Stephanie Powell Watts, an English professor who grew up in Lenoir and Wilkesboro, has won the 2012 Ernest J. Gaines Award for Literary Excellence, a prize that recognizes rising African-American writers. The award includes a $10,000 prize.
Watts graduated from UNC Charlotte in 1997 with an English degree. With her husband, Bob Watts, she wrote a community column for the Charlotte Observer in 1996-97.
The Gaines Award is one of several honors Watts has received for her debut short story collection, "We Are Taking Only What We Need." Earlier this year, the book was a finalist for the Hemingway Foundation/PEN Award, considered the nation's most important award for a first work of fiction.
Watts’ characters in the story collection are young black women living in North Carolina. For the book’s Pushcart Prize-winning story, “Unassigned Territory,” she draws from personal experience as a former Jehovah’s Witness. In the story, the narrator, a young black woman, is proselytizing door to door on a hot day in rural North Carolina.

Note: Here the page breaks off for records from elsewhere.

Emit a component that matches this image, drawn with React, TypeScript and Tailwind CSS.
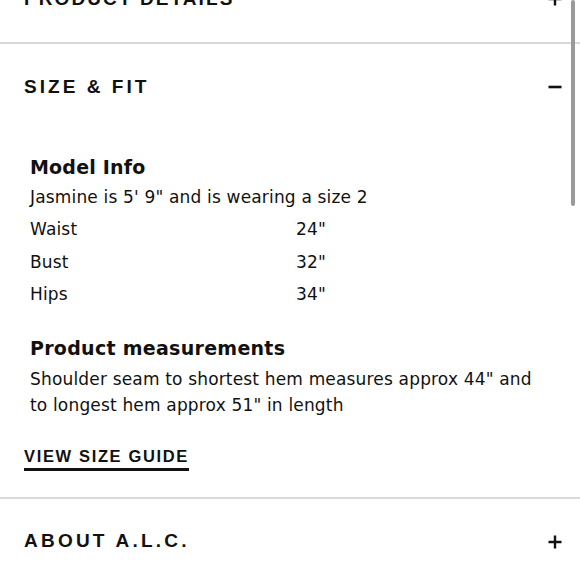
import React from "react";

// ─── Icons ────────────────────────────────────────────────────────────────────

const PlusIcon = () => (
    <svg width="14" height="14" viewBox="0 0 14 14" className="shrink-0">
        <path d="M7 0.5V13.5M0.5 7H13.5" stroke="#111" strokeWidth="2.4" />
    </svg>
);

const MinusIcon = () => (
    <svg width="14" height="14" viewBox="0 0 14 14" className="shrink-0">
        <path d="M0.5 7H13.5" stroke="#111" strokeWidth="2.6" />
    </svg>
);

// ─── Data ─────────────────────────────────────────────────────────────────────

const MEASUREMENTS = [
    { label: "Waist", value: '24"' },
    { label: "Bust", value: '32"' },
    { label: "Hips", value: '34"' },
];

const headFont = "[font-family:'Liberation_Sans',Arial,sans-serif]";
const bodyFont = "[font-family:'DejaVu_Sans',sans-serif]";

// ─── Row header ───────────────────────────────────────────────────────────────

const AccordionHeader = ({
    title,
    open,
    tracking = "tracking-[0.17em]",
}: {
    title: string;
    open?: boolean;
    tracking?: string;
}) => (
    <div className="flex items-center justify-between h-[86px] pl-6 pr-[18px]">
        <span className={`${headFont} text-[19px] font-bold ${tracking} text-[#111]`}>{title}</span>
        {open ? <MinusIcon /> : <PlusIcon />}
    </div>
);

// ─── Component ────────────────────────────────────────────────────────────────

const App = () => {
    return (
        <div className="relative w-[580px] h-[580px] overflow-hidden bg-white">
            <div className="-mt-[44px]">
                <AccordionHeader title="PRODUCT DETAILS" tracking="tracking-[0.11em]" />
            </div>
            <div className="h-[2px] bg-[#d9d9d9]" />

            <AccordionHeader title="SIZE & FIT" open tracking="tracking-[0.16em]" />

            <div className={`${bodyFont} text-[#111] pt-[23px]`}>
                <div className="pl-[30px] pr-[35px]">
                    <h3 className="text-[19px] font-bold leading-[28px] tracking-[0.01em]">Model Info</h3>
                    <p className="text-[17px] leading-[32px] tracking-[0.01em]">
                        Jasmine is 5' 9" and is wearing a size 2
                    </p>
                    {MEASUREMENTS.map((m) => (
                        <div
                            key={m.label}
                            className="grid grid-cols-[266px_1fr] text-[17px] leading-[32.5px] tracking-[0.01em]"
                        >
                            <span>{m.label}</span>
                            <span>{m.value}</span>
                        </div>
                    ))}

                    <h3 className="mt-[23px] text-[19px] font-bold leading-[28px] tracking-[0.015em]">
                        Product measurements
                    </h3>
                    <p className="mt-[4px] text-[17px] leading-[26px] tracking-[0.01em]">
                        Shoulder seam to shortest hem measures approx 44" and to longest hem approx 51" in length
                    </p>
                </div>

                <div className="mt-[27px] pl-6">
                    <span
                        className={`${headFont} inline-block text-[16.5px] font-bold tracking-[0.1em] leading-[20px] pb-[2px] border-b-[3px] border-[#111]`}
                    >
                        VIEW SIZE GUIDE
                    </span>
                </div>
            </div>

            <div className="mt-[26px] h-[2px] bg-[#d9d9d9]" />
            <AccordionHeader title="ABOUT A.L.C." />

            {/* scrollbar thumb */}
            <div className="absolute right-[5px] top-0 w-[4px] h-[206px] rounded-full bg-[#9a9a9a]" />
        </div>
    );
};

export default App;
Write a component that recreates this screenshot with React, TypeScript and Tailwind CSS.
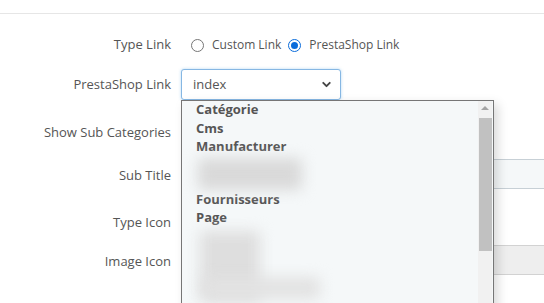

"On the way past the car, past the tired old dog, through the patchy yard,” the narrator recalls as she leaves one woman’s porch, “I can’t be sure, but I think I heard the woman say ‘wetback.’ I don’t know, it could have been the bigoted cicadas or heat stroke, but I think she called me a wetback. I wanted to put my finger in her crumpled face, her skin like the film from Krazy Glue and say something wise and cutting like, ‘Get your racial epithets right, Ms. Einstein.’”
Watts told me earlier this year that as a former Jehovah’s Witness she has often written about losing faith "and what that feels like and trying to figure out how to reconstitute yourself once you’ve lost faith."
Watts, who teaches English at Lehigh University in Pennsylvania, holds a PhD from the University of Missouri.